A Suicide Prevention Documentary Film
Throwline, is a suicide prevention documentary film directed by Mia Mullarkey. This film is from Ireland is a 2017 Oregon Documentary Film Festival Official Selection. Our judges feel that this film has excellent visuals and a creative score. Even more, Mia Mullarkey has captured the story of a group of ordinary citizens that have taken action to help prevent suicides in Kilkenny, Ireland. At the screening, our audience was inspired by this story and mesmerized by the personalities of these concerned citizens. Watch the video about this Suicide Prevention Documentary Film.
Synopsis: Throwline by Mia Mullarkey
"A group of taxi drivers in Kilkenny, Ireland, join together to form a suicide prevention group. Uniquely positioned to patrol the night, the drivers keep vigil over the city's streets and bridges and offer help to those who feel forlorn."
Director's Statement: Mia Mullarkey
"Moved by how many people were being rescued, I embarked on filming Taxi Watch in action. To capture the driver's world at night we had a special car roof mount built to counteract the bumps of the road. Cameras were also attached to the bonnets and doors of cars to create an immersive visual experience. My main goal when creating the film was to reveal the deep kindness of the drivers involved in Taxi Watch."
Interview with Mia Mullarkey
Q1: First of all, why submit to the Oregon Documentary Film Festival? “Throwline is an independent documentary so I was looking for festivals which support this kind of work.”
Q2: Is there any special meaning to the title? “Throwline. The title refers to a line thrown into water to rescue someone from drowning. This has a concrete and a symbolic reference to the film in that they drivers keep throwlines in their cars for emergencies and they also offer a symbolic throwline to those in need.”
Q3: Furthermore, why did you choose to tell this particular story? “I love stories about people who are immensely compassionate. Hence, when I heard about Derek's work I called him straight away.”
Q4: How did you fund this film? “I financed the film myself and don't expect to recoup the costs. I felt it was an important story and just started working on it straight away.”

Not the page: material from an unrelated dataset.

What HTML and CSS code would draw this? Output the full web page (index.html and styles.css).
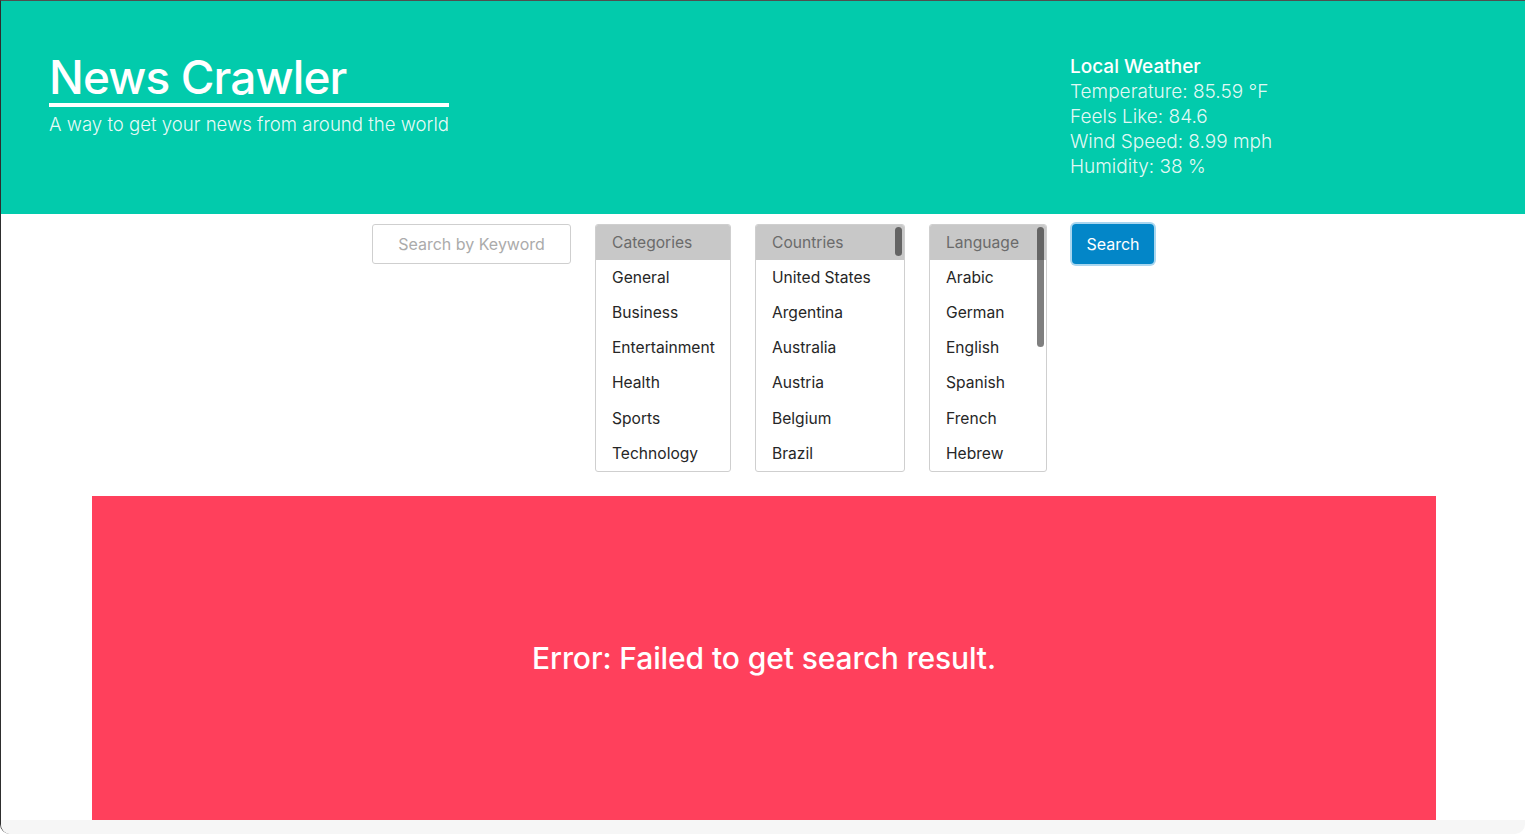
FILE: index.html
```html
<!DOCTYPE html>
<html lang="en">
<head>
<meta charset="utf-8">
<title>News Crawler</title>
<link rel="stylesheet" href="styles.css">
</head>
<body>
<div class="window">
  <header class="hero">
    <div class="brand">
      <h1 class="brand-title">News Crawler</h1>
      <p class="brand-tagline">A way to get your news from around the world</p>
    </div>
    <div class="weather">
      <div class="weather-title">Local Weather</div>
      <div class="weather-line">Temperature: 85.59 °F</div>
      <div class="weather-line">Feels Like: 84.6</div>
      <div class="weather-line">Wind Speed: 8.99 mph</div>
      <div class="weather-line">Humidity: 38 %</div>
    </div>
  </header>
  <main class="content">
    <div class="search-row">
      <div class="keyword">Search by Keyword</div>
      <div class="listbox listbox-categories">
        <div class="listbox-head">Categories</div>
        <div class="listbox-item">General</div>
        <div class="listbox-item">Business</div>
        <div class="listbox-item">Entertainment</div>
        <div class="listbox-item">Health</div>
        <div class="listbox-item">Sports</div>
        <div class="listbox-item">Technology</div>
      </div>
      <div class="listbox listbox-countries">
        <div class="listbox-head">Countries</div>
        <div class="listbox-item">United States</div>
        <div class="listbox-item">Argentina</div>
        <div class="listbox-item">Australia</div>
        <div class="listbox-item">Austria</div>
        <div class="listbox-item">Belgium</div>
        <div class="listbox-item">Brazil</div>
        <span class="thumb thumb-countries"></span>
      </div>
      <div class="listbox listbox-language">
        <div class="listbox-head">Language</div>
        <div class="listbox-item">Arabic</div>
        <div class="listbox-item">German</div>
        <div class="listbox-item">English</div>
        <div class="listbox-item">Spanish</div>
        <div class="listbox-item">French</div>
        <div class="listbox-item">Hebrew</div>
        <span class="thumb thumb-language"></span>
      </div>
      <button class="search-btn" type="button">Search</button>
    </div>
    <section class="error-panel">
      <p class="error-text">Error: Failed to get search result.</p>
    </section>
  </main>
  <div class="statusbar"></div>
</div>
</body>
</html>
```

FILE: styles.css
```css
* { box-sizing: border-box; }

html, body {
  margin: 0;
  padding: 0;
  background: #ffffff;
}

body {
  font-family: Inter, "Noto Sans", "Liberation Sans", sans-serif;
  color: #222;
}

.window {
  height: 834px;
  display: flex;
  flex-direction: column;
  border-top: 1px solid #4f4f4f;
  border-left: 1px solid #2e2e2e;
  border-bottom-left-radius: 10px;
  border-bottom-right-radius: 10px;
  overflow: hidden;
  background: #ffffff;
}

/* Header */
.hero {
  height: 213px;
  flex-shrink: 0;
  background: #02cbac;
  color: #ffffff;
  display: grid;
  grid-template-columns: 1020px 1fr;
  padding: 50px 0 0 49px;
}

.brand {
  width: 399px;
}

.brand-title {
  margin: 0 0 0 -1px;
  font-size: 46px;
  line-height: 52px;
  font-weight: 500;
  letter-spacing: -0.9px;
  border-bottom: 4px solid #ffffff;
  padding-left: 0;
}

.brand-tagline {
  margin: 5px 0 0 -1px;
  font-size: 18.6px;
  line-height: 24px;
  font-weight: 300;
  white-space: nowrap;
  color: rgba(255, 255, 255, 0.92);
}

.weather {
  margin-top: 3px;
  font-size: 19px;
  line-height: 25px;
}

.weather-title {
  font-weight: 500;
}

.weather-line {
  font-weight: 300;
  color: rgba(255, 255, 255, 0.9);
}

/* Content */
.content {
  flex: 1;
  min-height: 0;
  overflow: hidden;
}

.search-row {
  display: flex;
  justify-content: center;
  align-items: flex-start;
  gap: 24px;
  margin-top: 10px;
}

.keyword {
  width: 199px;
  height: 40px;
  border: 1px solid #cfcfcf;
  border-radius: 3px;
  display: flex;
  align-items: center;
  justify-content: center;
  font-size: 16px;
  color: #ababab;
}

.listbox {
  position: relative;
  height: 248px;
  border: 1px solid #cfcfcf;
  border-radius: 3px;
  overflow: hidden;
  font-size: 15.6px;
  color: #262626;
}

.listbox-categories { width: 136px; }
.listbox-countries { width: 150px; }
.listbox-language { width: 118px; }

.listbox-head,
.listbox-item {
  height: 35.1px;
  display: flex;
  align-items: center;
  padding: 0 0 0 16px;
  white-space: nowrap;
}

.listbox-head {
  background: #c8c8c8;
  color: #6b6b6b;
}

.thumb {
  position: absolute;
  top: 2px;
  right: 2px;
  width: 7px;
  border-radius: 4px;
  background: rgba(0, 0, 0, 0.5);
}

.thumb-countries { height: 29px; }
.thumb-language { height: 120px; }

.search-btn {
  width: 82px;
  height: 40px;
  margin-left: 1px;
  border: none;
  border-radius: 4px;
  background: #0386c8;
  color: #ffffff;
  font-family: inherit;
  font-size: 16px;
  box-shadow: 0 0 0 2px #a9d6ef;
  padding: 0;
}

.error-panel {
  margin: 24px 0 0 91px;
  width: 1344px;
  height: 326px;
  background: #ff405c;
  display: flex;
  align-items: center;
  justify-content: center;
}

.error-text {
  margin: 0 0 2px;
  color: #ffffff;
  font-size: 30px;
  font-weight: 500;
  letter-spacing: -0.1px;
}

.statusbar {
  height: 14px;
  flex-shrink: 0;
  background: #f6f6f6;
}
```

Q5: Finally, what kind of audience reaction are you getting to this film? “The best thing that has come out of this film is that people approach me and the taxi drivers. Certainly after watching it to tell us about their experiences of suicide. Whether it's personal mental health stories and also stories about the loss of a loved one. I am grateful that, the film allows people to open up and talk. Another great thing to come from the film is that people offer to support Taxi Watch. Above all, I can see that they are deeply moved by the work.”